Understand, I'm just an everyday guy reacting to something I love. And I've been doing it for a very long time, my appreciation for classical music starting with the musical excerpts on The Big John and Sparkie radio show in the early Fifties and the purchase of my first recording, The 101 Strings Play the Classics, around 1956. In the late Sixties I began teaching high school English and Film Studies as well as becoming interested in hi-fi, my audio ambitions graduating me from a pair of AR-3 speakers to the Fulton J's recommended by The Stereophile's J. Gordon Holt.

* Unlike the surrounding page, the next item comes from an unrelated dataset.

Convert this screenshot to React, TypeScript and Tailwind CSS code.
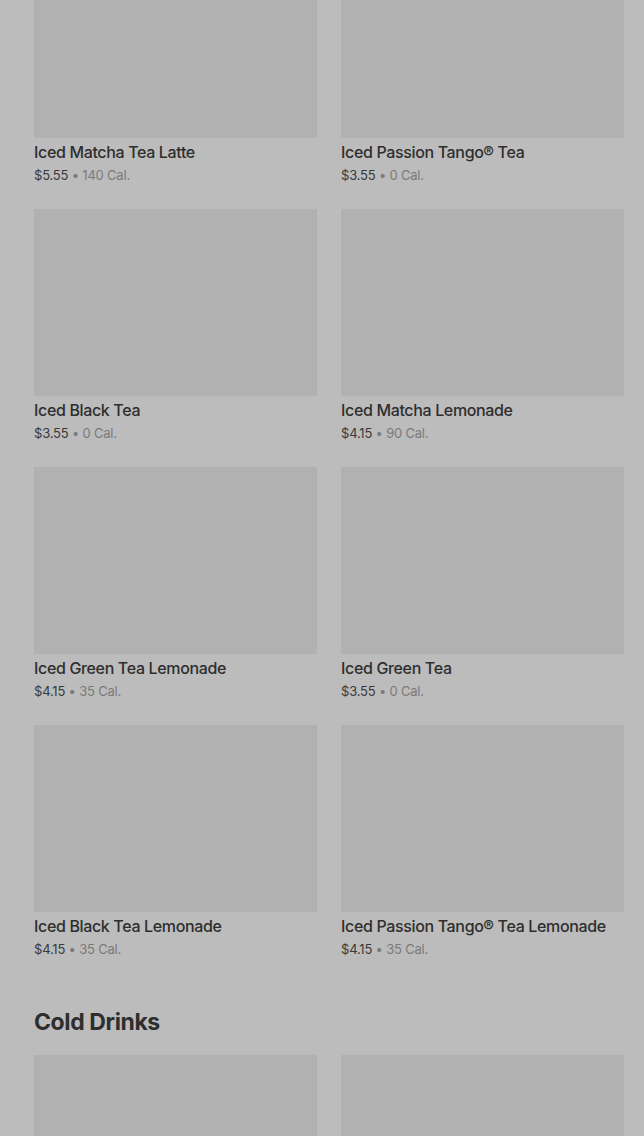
import { FC } from "react";

type Drink = {
  id: number;
  name: string;
  price: string;
  cal: string;
};

const teas: Drink[] = [
  { id: 1, name: "Iced Matcha Tea Latte", price: "$5.55", cal: "140 Cal." },
  { id: 2, name: "Iced Passion Tango® Tea", price: "$3.55", cal: "0 Cal." },
  { id: 3, name: "Iced Black Tea", price: "$3.55", cal: "0 Cal." },
  { id: 4, name: "Iced Matcha Lemonade", price: "$4.15", cal: "90 Cal." },
  { id: 5, name: "Iced Green Tea Lemonade", price: "$4.15", cal: "35 Cal." },
  { id: 6, name: "Iced Green Tea", price: "$3.55", cal: "0 Cal." },
  { id: 7, name: "Iced Black Tea Lemonade", price: "$4.15", cal: "35 Cal." },
  { id: 8, name: "Iced Passion Tango® Tea Lemonade", price: "$4.15", cal: "35 Cal." },
];

const DrinkCard: FC<{ drink: Drink; cut?: boolean }> = ({ drink, cut }) => {
  return (
    <article className="flex flex-col pb-[25px]">
      <div className={`h-[187px] bg-[#b1b1b1] ${cut ? "-mt-[49px]" : ""}`} />
      <h3 className="mt-1 text-[16px] leading-5 font-medium text-[#2e2e2e] tracking-[-0.35px]">
        {drink.name}
      </h3>
      <p className="mt-1 text-[13px] leading-[18px] text-[#3a3a3a] tracking-[-0.2px]">
        {drink.price}
        <span className="text-[#7a7a7a]"> • {drink.cal}</span>
      </p>
    </article>
  );
};

const App: FC = () => {
  return (
    <main
      className="min-h-[1136px] bg-[#bcbcbc] pl-[34px] pr-[20px] overflow-hidden"
      style={{ fontFamily: "Inter, 'Noto Sans', sans-serif" }}
    >
      <div className="grid grid-cols-2 gap-x-6">
        {teas.map((t) => (
          <DrinkCard key={t.id} drink={t} cut={t.id <= 2} />
        ))}
      </div>
      <h2 className="mt-[25px] text-[23px] leading-7 font-bold text-[#2e2e2e] tracking-[-0.4px]">
        Cold Drinks
      </h2>
      <div className="mt-[19px] grid grid-cols-2 gap-x-6">
        <div className="h-[187px] bg-[#b1b1b1]" />
        <div className="h-[187px] bg-[#b1b1b1]" />
      </div>
    </main>
  );
};

export default App;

In the early Seventies, I began writing for a number of audio magazines, including Audio Excellence, Audio Forum, The Boston Audio Society Speaker, The American Record Guide, and from 1976 until 2008, The $ensible Sound, for which I served as Classical Music Editor.

Today, I'm retired from teaching and use a pair of bi-amped VMPS RM40s loudspeakers for my listening. In addition to writing the Classical Candor blog, I served as the Movie Review Editor for the Web site Movie Metropolis (formerly DVDTown) from 1997-2013. Music and movies. Life couldn't be better.

Mission Statement

It is the goal of Classical Candor to promote the enjoyment of classical music. Other forms of music come and go--minuets, waltzes, ragtime, blues, jazz, bebop, country-western, rock-'n'-roll, heavy metal, rap, and the rest--but classical music has been around for hundreds of years and will continue to be around for hundreds more. It's no accident that every major city in the world has one or more symphony orchestras.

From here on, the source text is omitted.